Sec. 17. Minnesota Statutes 1991 Supplement, section
317A.827, subdivision 1, is amended to read:
Subdivision 1. [PROCEDURE.] If a corporation requests
dissolution as part of the initial registration under section
317A.821, if it fails to file the initial registration by
December 31, 2000 1997, or if it fails to file the delinquent
registration before expiration of the 60-day period in section
317A.823, subdivision 3, the secretary of state shall
immediately issue a certificate of dissolution and file a copy
in the office of the secretary of state. If the corporation is
dissolved for failure to file a registration, the secretary of
state shall issue a certificate of involuntary dissolution. The
secretary of state shall send the original certificate to the
registered office of the corporation and file a copy in the
office of the secretary of state. The secretary of state shall
annually inform the attorney general of the names of
corporations dissolved under this section during the previous
year and indicate whether the dissolution was voluntary or
involuntary. A corporation dissolved under this section is not
entitled to the benefits of section 317A.781, subdivision 1.
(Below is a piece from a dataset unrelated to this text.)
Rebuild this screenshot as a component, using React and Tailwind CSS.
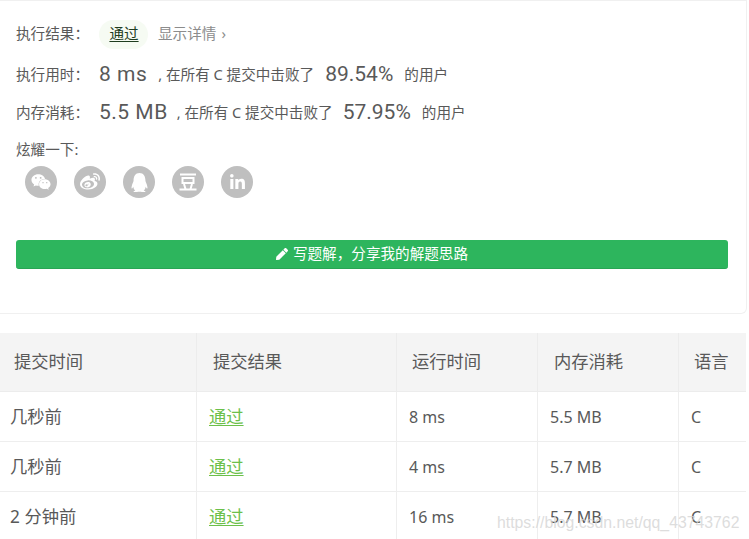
import { FaWeixin, FaWeibo, FaQq, FaLinkedinIn, FaPen } from 'react-icons/fa'

const cjk = 'font-["Noto_Sans","Noto_Sans_CJK_SC",sans-serif]'

const rows = [
  { time: '几秒前', run: '8 ms', mem: '5.5 MB' },
  { time: '几秒前', run: '4 ms', mem: '5.7 MB' },
  { time: '2 分钟前', run: '16 ms', mem: '5.7 MB' },
]

function DoubanIcon() {
  return (
    <svg viewBox="0 0 20 20" className="w-[20px] h-[20px]" fill="none" stroke="white" strokeWidth="2">
      <path d="M2 2.500h16" />
      <rect x="4.500" y="6" width="11" height="5" />
      <path d="M6 12l1.500 5M14 12l-1.500 5M1.500 17.500h17" />
    </svg>
  )
}

function Stat({ label, value, pct, valueGap, pctGap }) {
  return (
    <div className="flex items-center h-[38px] text-[14.600px] text-[#595959]">
      <span className="w-[83px]">{label}</span>
      <span className={`font-["Roboto",sans-serif] text-[21px] tracking-[0.5px] ${valueGap}`}>{value}</span>
      <span>, 在所有 C 提交中击败了</span>
      <span className={`font-["Roboto",sans-serif] text-[21px] mr-[11px] ${pctGap}`}>{pct}</span>
      <span>的用户</span>
    </div>
  )
}

export default function App() {
  return (
    <div className={`relative w-[749px] h-[539px] overflow-hidden bg-white ${cjk}`}>
      <div className="h-[314px] w-[747px] pt-[18px] border-t border-b border-r border-[#f0f0f0] rounded-br-md">
        <div className="pl-[16px]">
          <div className="flex items-center h-[30px] text-[14.600px]">
            <span className="w-[83px] text-[#595959]">执行结果：</span>
            <span className="w-[49px] h-[29px] pl-[1px] flex items-center justify-center rounded-full bg-[#f6fbf3] text-[#1f3d1f] underline underline-offset-2">通过</span>
            <span className="ml-[10px] text-[#8c8c8c]">显示详情<span className="ml-[5px]">›</span></span>
          </div>
          <div className="mt-[7px]">
            <Stat label="执行用时：" value="8 ms" pct="89.54%" valueGap="mr-[11px]" pctGap="ml-[11px]" />
            <Stat label="内存消耗：" value="5.5 MB" pct="57.95%" valueGap="mr-[9px]" pctGap="ml-[10px]" />
          </div>
          <div className="mt-[7px] h-[22px] flex items-center text-[14.600px] text-[#595959]">炫耀一下:</div>
          <div className="flex gap-[17px] ml-[9px] mt-[5px]">
            <span className="w-[32px] h-[32px] rounded-full bg-[#bfbfbf] flex items-center justify-center text-white text-[20px]"><FaWeixin /></span>
            <span className="w-[32px] h-[32px] rounded-full bg-[#bfbfbf] flex items-center justify-center text-white text-[20px]"><FaWeibo /></span>
            <span className="w-[32px] h-[32px] rounded-full bg-[#bfbfbf] flex items-center justify-center text-white text-[19px]"><FaQq /></span>
            <span className="w-[32px] h-[32px] rounded-full bg-[#bfbfbf] flex items-center justify-center"><DoubanIcon /></span>
            <span className="w-[32px] h-[32px] rounded-full bg-[#bfbfbf] flex items-center justify-center text-white text-[17px]"><FaLinkedinIn /></span>
          </div>
          <button className="mt-[42px] w-[712px] h-[29px] flex items-center justify-center gap-[5px] rounded-[3px] bg-[#2db55d] border-b border-[#28a554] text-white text-[14.600px]">
            <FaPen className="text-[12px]" />
            写题解，分享我的解题思路
          </button>
        </div>
      </div>

      <div className="mt-[19px] w-[746px]">
        <div className="grid grid-cols-[197px_200px_141px_141px_1fr] h-[59px] bg-[#f4f4f4] text-[17.300px] text-[#595959] border-b border-[#ececec]">
          <div className="flex items-center pl-[14px] border-r border-[#ececec]">提交时间</div>
          <div className="flex items-center pl-[16px] border-r border-[#ececec]">提交结果</div>
          <div className="flex items-center pl-[15px] border-r border-[#ececec]">运行时间</div>
          <div className="flex items-center pl-[16px] border-r border-[#ececec]">内存消耗</div>
          <div className="flex items-center pl-[15px]">语言</div>
        </div>
        {rows.map((r, i) => (
          <div key={i} className="grid grid-cols-[197px_200px_141px_141px_1fr] h-[50px] text-[16px] text-[#595959] border-b border-[#eeeeee]">
            <div className="flex items-center pl-[10px] text-[17.300px] border-r border-[#eeeeee]">{r.time}</div>
            <div className="flex items-center pl-[12px] border-r border-[#eeeeee]"><span className="text-[17.300px] text-[#6cc04a] underline underline-offset-2">通过</span></div>
            <div className="flex items-center pl-[12px] border-r border-[#eeeeee]">{r.run}</div>
            <div className="flex items-center pl-[12px] border-r border-[#eeeeee]">{r.mem}</div>
            <div className="flex items-center pl-[12px]">C</div>
          </div>
        ))}
      </div>

      <div className='absolute left-[497px] top-[511px] font-["Liberation_Sans",sans-serif] text-[15.800px] text-[#d4d4d4]/80 whitespace-nowrap'>
        https://blog.csdn.net/qq_43743762
      </div>
    </div>
  )
}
Sec. 18. Minnesota Statutes 1990, section 317A.827, is
amended by adding a subdivision to read:
Subd. 3. [REACTIVATION.] If a corporation is dissolved for
failure to file the annual registration for three consecutive
years, it may reactivate by paying a $25 fee, filing the annual
registration, and filing any necessary amendment, including the
filing fees for the amendment.
Presented to the governor April 17, 1992
Signed by the governor April 23, 1992, 11:48 a.m.